The technology according to patent document 1 and patent document 2 adds an optical element for converting a light ray from a point light source to a light ray having a linear shape in the cross section perpendicular to the light traveling direction (a light ray similar to a light ray emitted from a linear light source). Accordingly, a light ray having an approximately uniform spatial luminance distribution in a one-dimensional direction can be sent into the light guide plate from its face. Then, a linear light source having uniform planar spatial luminance distribution can be obtained. These optical elements, however, require complicated structures. If a point light source with a high directionality, like a laser, is used as a light source, a complicated optical element with higher diffuseness would be required.
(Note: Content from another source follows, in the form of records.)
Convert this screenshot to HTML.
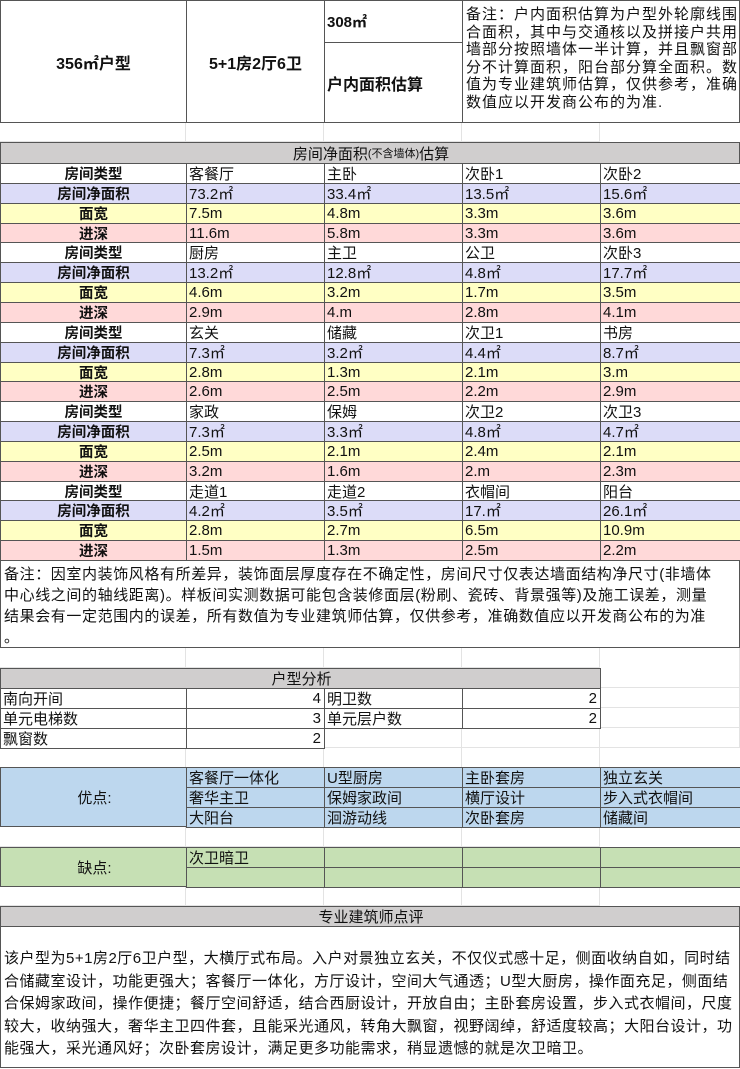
<!DOCTYPE html><html><head><meta charset="utf-8"><style>
*{margin:0;padding:0;box-sizing:border-box}
body{width:740px;height:1069px;position:relative;background:#fff;font-family:"Liberation Sans","Noto Sans CJK SC",sans-serif;color:#111;overflow:hidden}
.c{position:absolute;border:1px solid #555;font-size:14px;white-space:nowrap;overflow:hidden;display:flex;align-items:center;padding-left:2px}
.b{font-weight:bold;justify-content:center;padding:0}
.g{position:absolute;border-right:1px solid #e3e3e3;border-bottom:1px solid #e3e3e3}
.blk{display:block}
</style></head><body>
<div class="g" style="left:0;top:122px;width:186px;height:20px"></div><div class="g" style="left:186px;top:122px;width:138px;height:20px"></div><div class="g" style="left:324px;top:122px;width:138px;height:20px"></div><div class="g" style="left:462px;top:122px;width:138px;height:20px"></div>
<div class="g" style="left:0;top:647px;width:186px;height:21px"></div><div class="g" style="left:186px;top:647px;width:138px;height:21px"></div><div class="g" style="left:324px;top:647px;width:138px;height:21px"></div><div class="g" style="left:462px;top:647px;width:138px;height:21px"></div><div class="g" style="left:600px;top:647px;width:140px;height:41px"></div>
<div class="g" style="left:600px;top:688px;width:140px;height:20px"></div><div class="g" style="left:600px;top:708px;width:140px;height:20px"></div><div class="g" style="left:324px;top:728px;width:138px;height:20px"></div><div class="g" style="left:462px;top:728px;width:138px;height:20px"></div><div class="g" style="left:600px;top:728px;width:140px;height:20px"></div>
<div class="g" style="left:0;top:748px;width:186px;height:20px"></div><div class="g" style="left:186px;top:748px;width:138px;height:20px"></div><div class="g" style="left:324px;top:748px;width:138px;height:20px"></div><div class="g" style="left:462px;top:748px;width:138px;height:20px"></div>
<div class="g" style="left:0;top:826px;width:186px;height:21px"></div><div class="g" style="left:186px;top:826px;width:138px;height:21px"></div><div class="g" style="left:324px;top:826px;width:138px;height:21px"></div><div class="g" style="left:462px;top:826px;width:138px;height:21px"></div>
<div class="g" style="left:0;top:886px;width:186px;height:20px"></div><div class="g" style="left:186px;top:886px;width:138px;height:20px"></div><div class="g" style="left:324px;top:886px;width:138px;height:20px"></div><div class="g" style="left:462px;top:886px;width:138px;height:20px"></div>

<div class="c b" style="left:0;top:0;width:187px;height:123px;font-size:16px">356㎡户型</div>
<div class="c b" style="left:186px;top:0;width:139px;height:123px;font-size:16px">5+1房2厅6卫</div>
<div class="c" style="left:324px;top:0;width:139px;height:43px;font-weight:bold;font-size:15px">308㎡</div>
<div class="c" style="left:324px;top:42px;width:139px;height:81px;font-weight:bold;font-size:16px">户内面积估算</div>
<div class="c blk" style="left:462px;top:0;width:278px;height:123px;font-size:15px;letter-spacing:1px;line-height:17.5px;padding:5px 0 0 3px">备注：户内面积估算为户型外轮廓线围<br>合面积，其中与交通核以及拼接户共用<br>墙部分按照墙体一半计算，并且飘窗部<br>分不计算面积，阳台部分算全面积。数<br>值为专业建筑师估算，仅供参考，准确<br>数值应以开发商公布的为准.</div>

<div class="c" style="left:0;top:142px;width:740px;height:22px;background:#d0cece;justify-content:center;font-size:15px">房间净面积<span style="font-size:11px">(不含墙体)</span>估算</div>
<div id="t"></div>

<div class="c blk" style="left:0;top:560px;width:740px;height:88px;font-size:15px;letter-spacing:0.6px;line-height:21px;padding:3px 3px">备注：因室内装饰风格有所差异，装饰面层厚度存在不确定性，房间尺寸仅表达墙面结构净尺寸(非墙体<br>中心线之间的轴线距离)。样板间实测数据可能包含装修面层(粉刷、瓷砖、背景强等)及施工误差，测量<br>结果会有一定范围内的误差，所有数值为专业建筑师估算，仅供参考，准确数值应以开发商公布的为准<br>。</div>

<div class="c" style="left:0;top:668px;width:601px;height:21px;background:#d0cece;justify-content:center;font-size:15px">户型分析</div>
<div class="c" style="left:0;top:688px;width:187px;height:21px;font-size:15px">南向开间</div><div class="c" style="left:186px;top:688px;width:139px;height:21px;justify-content:flex-end;padding-right:3px;font-size:15px">4</div><div class="c" style="left:324px;top:688px;width:139px;height:21px;font-size:15px">明卫数</div><div class="c" style="left:462px;top:688px;width:139px;height:21px;justify-content:flex-end;padding-right:3px;font-size:15px">2</div>
<div class="c" style="left:0;top:708px;width:187px;height:21px;font-size:15px">单元电梯数</div><div class="c" style="left:186px;top:708px;width:139px;height:21px;justify-content:flex-end;padding-right:3px;font-size:15px">3</div><div class="c" style="left:324px;top:708px;width:139px;height:21px;font-size:15px">单元层户数</div><div class="c" style="left:462px;top:708px;width:139px;height:21px;justify-content:flex-end;padding-right:3px;font-size:15px">2</div>
<div class="c" style="left:0;top:728px;width:187px;height:21px;font-size:15px">飘窗数</div><div class="c" style="left:186px;top:728px;width:139px;height:21px;justify-content:flex-end;padding-right:3px;font-size:15px">2</div>

<div class="c" style="left:0;top:767px;width:187px;height:60px;background:#bdd7ee;justify-content:center;font-size:15px">优点:</div>
<div class="c" style="left:0;top:847px;width:187px;height:40px;background:#c6e0b4;justify-content:center;font-size:15px">缺点:</div>
<div id="pc"></div>

<div class="c" style="left:0;top:906px;width:740px;height:21px;background:#d0cece;justify-content:center;font-size:15px">专业建筑师点评</div>
<div class="c blk" style="left:0;top:926px;width:740px;height:142px;font-size:15px;letter-spacing:0.5px;line-height:22.5px;padding:21px 3px 0">该户型为5+1房2厅6卫户型，大横厅式布局。入户对景独立玄关，不仅仪式感十足，侧面收纳自如，同时结<br>合储藏室设计，功能更强大；客餐厅一体化，方厅设计，空间大气通透；U型大厨房，操作面充足，侧面结<br>合保姆家政间，操作便捷；餐厅空间舒适，结合西厨设计，开放自由；主卧套房设置，步入式衣帽间，尺度<br>较大，收纳强大，奢华主卫四件套，且能采光通风，转角大飘窗，视野阔绰，舒适度较高；大阳台设计，功<br>能强大，采光通风好；次卧套房设计，满足更多功能需求，稍显遗憾的就是次卫暗卫。</div>

<script>
var X=[0,186,324,462,600,740];
var G=[["客餐厅","主卧","次卧1","次卧2","73.2㎡","33.4㎡","13.5㎡","15.6㎡","7.5m","4.8m","3.3m","3.6m","11.6m","5.8m","3.3m","3.6m"],
["厨房","主卫","公卫","次卧3","13.2㎡","12.8㎡","4.8㎡","17.7㎡","4.6m","3.2m","1.7m","3.5m","2.9m","4.m","2.8m","4.1m"],
["玄关","储藏","次卫1","书房","7.3㎡","3.2㎡","4.4㎡","8.7㎡","2.8m","1.3m","2.1m","3.m","2.6m","2.5m","2.2m","2.9m"],
["家政","保姆","次卫2","次卫3","7.3㎡","3.3㎡","4.8㎡","4.7㎡","2.5m","2.1m","2.4m","2.1m","3.2m","1.6m","2.m","2.3m"],
["走道1","走道2","衣帽间","阳台","4.2㎡","3.5㎡","17.㎡","26.1㎡","2.8m","2.7m","6.5m","10.9m","1.5m","1.3m","2.5m","2.2m"]];
var L=["房间类型","房间净面积","面宽","进深"],C=["#fff","#dcdcf8","#ffffc4","#ffd9d9"];
var h="",rh=397/20;
for(var g=0;g<5;g++)for(var r=0;r<4;r++){var y=Math.round(163+(g*4+r)*rh),y2=Math.round(163+(g*4+r+1)*rh);
for(var c=0;c<5;c++){var t=c==0?L[r]:G[g][r*4+c-1];
h+='<div class="c'+(c==0?' b':'')+'" style="left:'+X[c]+'px;top:'+y+'px;width:'+(X[c+1]-X[c]+1)+'px;height:'+(y2-y+1)+'px;background:'+C[r]+';font-size:'+(c==0?14.5:15)+'px">'+t+'</div>';}}
document.getElementById("t").innerHTML=h;
var P=[["客餐厅一体化","U型厨房","主卧套房","独立玄关"],["奢华主卫","保姆家政间","横厅设计","步入式衣帽间"],["大阳台","洄游动线","次卧套房","储藏间"]];
var Y=[767,787,807,827];h="";
for(var r=0;r<3;r++)for(var c=1;c<5;c++)h+='<div class="c" style="left:'+X[c]+'px;top:'+Y[r]+'px;width:'+(X[c+1]-X[c]+1)+'px;height:'+(Y[r+1]-Y[r]+1)+'px;background:#bdd7ee;font-size:15px">'+P[r][c-1]+'</div>';
var Y2=[847,867,887];
for(var r=0;r<2;r++)for(var c=1;c<5;c++)h+='<div class="c" style="left:'+X[c]+'px;top:'+Y2[r]+'px;width:'+(X[c+1]-X[c]+1)+'px;height:'+(Y2[r+1]-Y2[r]+1)+'px;background:#c6e0b4;font-size:15px">'+(r==0&&c==1?"次卫暗卫":"")+'</div>';
document.getElementById("pc").innerHTML=h;
</script>
</body></html>
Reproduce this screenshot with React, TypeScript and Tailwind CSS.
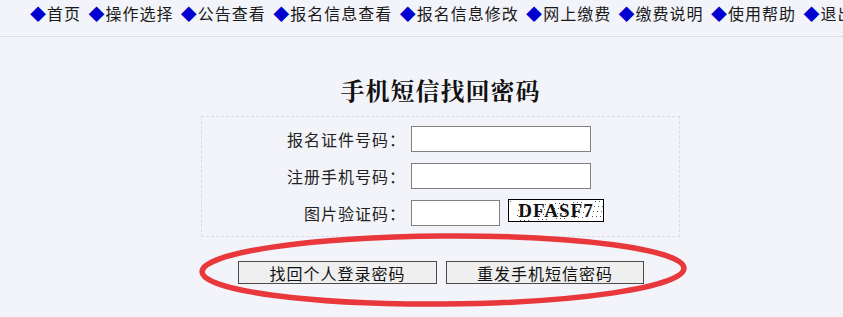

That type of optical element would require a longer optical distance to convert alight ray from the point light source to a light ray having a linear shape in the cross section perpendicular to the light traveling direction (a light ray similar to a light ray emitted from a linear light source), so the apparatus would become large. Therefore, these types of optical elements are not suitable when a laser light source is used.
A backlight unit based on a technology disclosed in patent document 3 includes a light guide plate for each of a plurality of light sources having different properties. Accordingly, a planar light source having suppressed color unevenness and uniform planar spatial luminance distribution can be obtained. In that configuration, a plurality of light guide plates must be layered, and the backlight unit would become large especially in the direction of thickness of the unit.